Die beste Show der Welt ("The best show of the world") is a German television show which was first broadcast on 30 April 2016 on ProSieben. In the program, presenters Joko Winterscheidt and Klaas Heufer-Umlauf present three independent show concepts. After all six shows have been presented, the studio audience decides which show wins the title of the "best show in the world" or the "worst show in the world". Voting devices are used by the spectators. These "remote controls" can also be used for the interactive design of the show. The moderator is Jeannine Michaelsen. In the third and fourth edition, Oliver Kalkofe commented on the events and judged the respective shows.

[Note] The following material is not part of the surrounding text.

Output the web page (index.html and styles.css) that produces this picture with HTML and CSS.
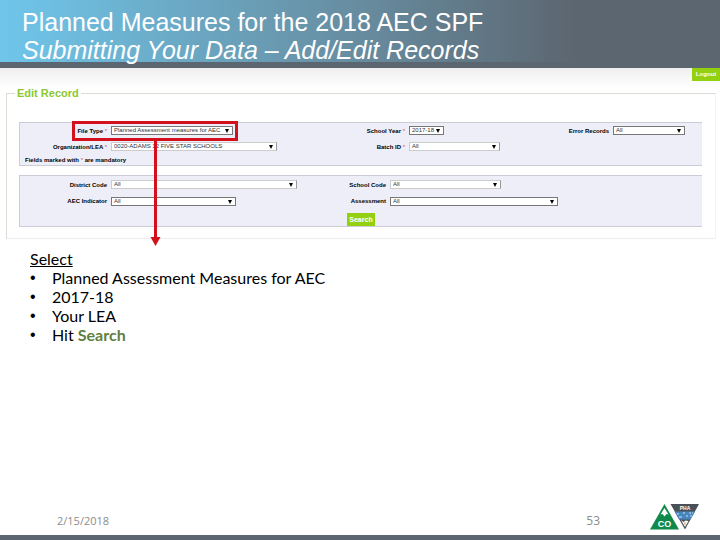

The program is produced by Florida TV and was awarded the Deutscher Fernsehpreis in 2017.

== Show concept==
Joko Winterscheidt and Klaas Heufer-Umlauf present three (until episode 4 up to 4) shows each with a length of about 20 to 30 minutes. The presented shows are partly new show ideas, but are also based on existing TV show formats, which are slightly modified and parodied. At the same time, the two of them may force each other to participate in a show once per episode ("Joker").

In the first four episodes, the studio audience with voting devices determined the audience for the show shown, which was shown live to the home TV viewer as a superimposed graphic. This graphic was removed with episode five on 2 December 2017. Each of the 600 people in the studio could switch on or off during the show, as if sitting at home in front of the TV, using their voting device, which acted like a remote control. Over the entire run time of the show they could be switched on or off as often as liked. The ratings were therefore close to how good or bad the show was received by the studio audience. This was only visible to the TV viewer at home, but not for the studio audience. Until the second installment of the programme, a "cloud of light" consisting of white spheres fixed above the studio and illuminated with lasers was installed, which visualized to the audience the show rating by its brightness. The more spectators from the studio audience turned on, the brighter the cloud of light became. Since the third edition, these are no longer available. At the end of a show, the average ratings are calculated and announced. Should the audience rating drop below 25% during a show, it will enter the "red area" (coloured red on the graphic). This is now also audiovisually signaled in the studio (light turns red and the picture on the video wall in the background falls apart). If the ratings stays below 25% for more than one minute, the show must be cancelled. The generated points up to that moment are forfeited.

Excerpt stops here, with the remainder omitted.